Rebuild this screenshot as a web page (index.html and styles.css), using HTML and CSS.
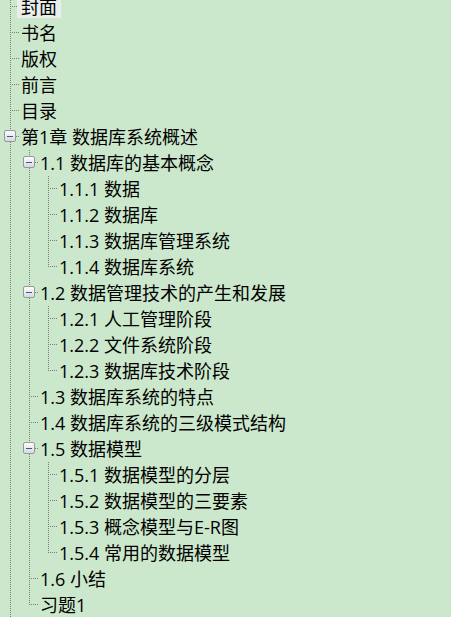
FILE: index.html
```html
<!DOCTYPE html>
<html lang="zh-CN">
<head>
<meta charset="utf-8">
<title>目录树</title>
<link rel="stylesheet" href="styles.css">
</head>
<body>
<div class="tree">
  <div class="row"><div class="g tee"></div><span class="label sel">封面</span></div>
  <div class="row"><div class="g tee"></div><span class="label">书名</span></div>
  <div class="row"><div class="g tee"></div><span class="label">版权</span></div>
  <div class="row"><div class="g tee"></div><span class="label">前言</span></div>
  <div class="row"><div class="g tee"></div><span class="label">目录</span></div>
  <div class="row"><div class="g tee"><div class="box"></div></div><span class="label">第1章 数据库系统概述</span></div>
  <div class="row"><div class="g pipe"></div><div class="g tee"><div class="box"></div></div><span class="label">1.1 数据库的基本概念</span></div>
  <div class="row"><div class="g pipe"></div><div class="g pipe"></div><div class="g tee"></div><span class="label">1.1.1 数据</span></div>
  <div class="row"><div class="g pipe"></div><div class="g pipe"></div><div class="g tee"></div><span class="label">1.1.2 数据库</span></div>
  <div class="row"><div class="g pipe"></div><div class="g pipe"></div><div class="g tee"></div><span class="label">1.1.3 数据库管理系统</span></div>
  <div class="row"><div class="g pipe"></div><div class="g pipe"></div><div class="g elbow"></div><span class="label">1.1.4 数据库系统</span></div>
  <div class="row"><div class="g pipe"></div><div class="g tee"><div class="box"></div></div><span class="label">1.2 数据管理技术的产生和发展</span></div>
  <div class="row"><div class="g pipe"></div><div class="g pipe"></div><div class="g tee"></div><span class="label">1.2.1 人工管理阶段</span></div>
  <div class="row"><div class="g pipe"></div><div class="g pipe"></div><div class="g tee"></div><span class="label">1.2.2 文件系统阶段</span></div>
  <div class="row"><div class="g pipe"></div><div class="g pipe"></div><div class="g elbow"></div><span class="label">1.2.3 数据库技术阶段</span></div>
  <div class="row"><div class="g pipe"></div><div class="g tee"></div><span class="label">1.3 数据库系统的特点</span></div>
  <div class="row"><div class="g pipe"></div><div class="g tee"></div><span class="label">1.4 数据库系统的三级模式结构</span></div>
  <div class="row"><div class="g pipe"></div><div class="g tee"><div class="box"></div></div><span class="label">1.5 数据模型</span></div>
  <div class="row"><div class="g pipe"></div><div class="g pipe"></div><div class="g tee"></div><span class="label">1.5.1 数据模型的分层</span></div>
  <div class="row"><div class="g pipe"></div><div class="g pipe"></div><div class="g tee"></div><span class="label">1.5.2 数据模型的三要素</span></div>
  <div class="row"><div class="g pipe"></div><div class="g pipe"></div><div class="g tee"></div><span class="label">1.5.3 概念模型与E-R图</span></div>
  <div class="row"><div class="g pipe"></div><div class="g pipe"></div><div class="g elbow"></div><span class="label">1.5.4 常用的数据模型</span></div>
  <div class="row"><div class="g pipe"></div><div class="g tee"></div><span class="label">1.6 小结</span></div>
  <div class="row"><div class="g pipe"></div><div class="g elbow"></div><span class="label">习题1</span></div>
</div>
</body>
</html>
```
FILE: styles.css
```css
html, body {
  margin: 0;
  padding: 0;
  background: #cce8cc;
  overflow: hidden;
}

body {
  font-family: "Open Sans", "Noto Sans CJK SC", sans-serif;
  font-size: 18px;
  color: #000;
  --v: repeating-linear-gradient(to bottom, #7c7c7c 0 1px, transparent 1px 2px);
  --h: repeating-linear-gradient(to right, #7c7c7c 0 1px, transparent 1px 2px);
}

.tree {
  margin-top: -6px;
}

.row {
  display: flex;
  align-items: center;
  height: 26px;
}

.g {
  flex: none;
  width: 19px;
  height: 26px;
}

.pipe {
  background: var(--v) 10px 0 / 1px 26px no-repeat;
}

.tee {
  background:
    var(--v) 10px 0 / 1px 26px no-repeat,
    var(--h) 12px 12px / 7px 1px no-repeat;
}

.elbow {
  background:
    var(--v) 10px 0 / 1px 13px no-repeat,
    var(--h) 12px 12px / 7px 1px no-repeat;
}

.box {
  box-sizing: border-box;
  width: 12px;
  height: 12px;
  margin: 6px 0 0 4px;
  border: 1px solid #989898;
  border-radius: 2px;
  background: linear-gradient(#fdfdfd, #d9d9d9);
  display: flex;
  align-items: center;
  justify-content: center;
}

.box::before {
  content: "";
  width: 6px;
  height: 1px;
  background: #2c57b0;
}

.label {
  margin-left: -2px;
  padding: 0 4px;
  line-height: 22px;
  height: 22px;
  white-space: nowrap;
}

.sel {
  background: #e9eee9;
}
```
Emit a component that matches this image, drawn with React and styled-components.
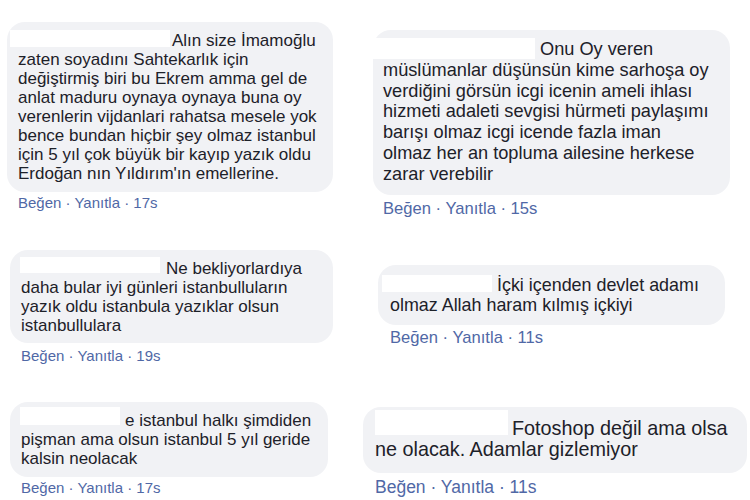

####

## SET EXERCISE
Strip out the images, then output the records above word for word.

## TASK OUTPUT
Rebuild this screenshot as a web page (index.html and styles.css), using HTML and CSS.
FILE: index.html
```html
<!DOCTYPE html>
<html lang="zh-CN">
<head>
<meta charset="utf-8">
<title>目录树</title>
<link rel="stylesheet" href="styles.css">
</head>
<body>
<div class="tree">
  <div class="row"><div class="g tee"></div><span class="label sel">封面</span></div>
  <div class="row"><div class="g tee"></div><span class="label">书名</span></div>
  <div class="row"><div class="g tee"></div><span class="label">版权</span></div>
  <div class="row"><div class="g tee"></div><span class="label">前言</span></div>
  <div class="row"><div class="g tee"></div><span class="label">目录</span></div>
  <div class="row"><div class="g tee"><div class="box"></div></div><span class="label">第1章 数据库系统概述</span></div>
  <div class="row"><div class="g pipe"></div><div class="g tee"><div class="box"></div></div><span class="label">1.1 数据库的基本概念</span></div>
  <div class="row"><div class="g pipe"></div><div class="g pipe"></div><div class="g tee"></div><span class="label">1.1.1 数据</span></div>
  <div class="row"><div class="g pipe"></div><div class="g pipe"></div><div class="g tee"></div><span class="label">1.1.2 数据库</span></div>
  <div class="row"><div class="g pipe"></div><div class="g pipe"></div><div class="g tee"></div><span class="label">1.1.3 数据库管理系统</span></div>
  <div class="row"><div class="g pipe"></div><div class="g pipe"></div><div class="g elbow"></div><span class="label">1.1.4 数据库系统</span></div>
  <div class="row"><div class="g pipe"></div><div class="g tee"><div class="box"></div></div><span class="label">1.2 数据管理技术的产生和发展</span></div>
  <div class="row"><div class="g pipe"></div><div class="g pipe"></div><div class="g tee"></div><span class="label">1.2.1 人工管理阶段</span></div>
  <div class="row"><div class="g pipe"></div><div class="g pipe"></div><div class="g tee"></div><span class="label">1.2.2 文件系统阶段</span></div>
  <div class="row"><div class="g pipe"></div><div class="g pipe"></div><div class="g elbow"></div><span class="label">1.2.3 数据库技术阶段</span></div>
  <div class="row"><div class="g pipe"></div><div class="g tee"></div><span class="label">1.3 数据库系统的特点</span></div>
  <div class="row"><div class="g pipe"></div><div class="g tee"></div><span class="label">1.4 数据库系统的三级模式结构</span></div>
  <div class="row"><div class="g pipe"></div><div class="g tee"><div class="box"></div></div><span class="label">1.5 数据模型</span></div>
  <div class="row"><div class="g pipe"></div><div class="g pipe"></div><div class="g tee"></div><span class="label">1.5.1 数据模型的分层</span></div>
  <div class="row"><div class="g pipe"></div><div class="g pipe"></div><div class="g tee"></div><span class="label">1.5.2 数据模型的三要素</span></div>
  <div class="row"><div class="g pipe"></div><div class="g pipe"></div><div class="g tee"></div><span class="label">1.5.3 概念模型与E-R图</span></div>
  <div class="row"><div class="g pipe"></div><div class="g pipe"></div><div class="g elbow"></div><span class="label">1.5.4 常用的数据模型</span></div>
  <div class="row"><div class="g pipe"></div><div class="g tee"></div><span class="label">1.6 小结</span></div>
  <div class="row"><div class="g pipe"></div><div class="g elbow"></div><span class="label">习题1</span></div>
</div>
</body>
</html>
```
FILE: styles.css
```css
html, body {
  margin: 0;
  padding: 0;
  background: #cce8cc;
  overflow: hidden;
}

body {
  font-family: "Open Sans", "Noto Sans CJK SC", sans-serif;
  font-size: 18px;
  color: #000;
  --v: repeating-linear-gradient(to bottom, #7c7c7c 0 1px, transparent 1px 2px);
  --h: repeating-linear-gradient(to right, #7c7c7c 0 1px, transparent 1px 2px);
}

.tree {
  margin-top: -6px;
}

.row {
  display: flex;
  align-items: center;
  height: 26px;
}

.g {
  flex: none;
  width: 19px;
  height: 26px;
}

.pipe {
  background: var(--v) 10px 0 / 1px 26px no-repeat;
}

.tee {
  background:
    var(--v) 10px 0 / 1px 26px no-repeat,
    var(--h) 12px 12px / 7px 1px no-repeat;
}

.elbow {
  background:
    var(--v) 10px 0 / 1px 13px no-repeat,
    var(--h) 12px 12px / 7px 1px no-repeat;
}

.box {
  box-sizing: border-box;
  width: 12px;
  height: 12px;
  margin: 6px 0 0 4px;
  border: 1px solid #989898;
  border-radius: 2px;
  background: linear-gradient(#fdfdfd, #d9d9d9);
  display: flex;
  align-items: center;
  justify-content: center;
}

.box::before {
  content: "";
  width: 6px;
  height: 1px;
  background: #2c57b0;
}

.label {
  margin-left: -2px;
  padding: 0 4px;
  line-height: 22px;
  height: 22px;
  white-space: nowrap;
}

.sel {
  background: #e9eee9;
}
```
Emit a component that matches this image, drawn with React and styled-components.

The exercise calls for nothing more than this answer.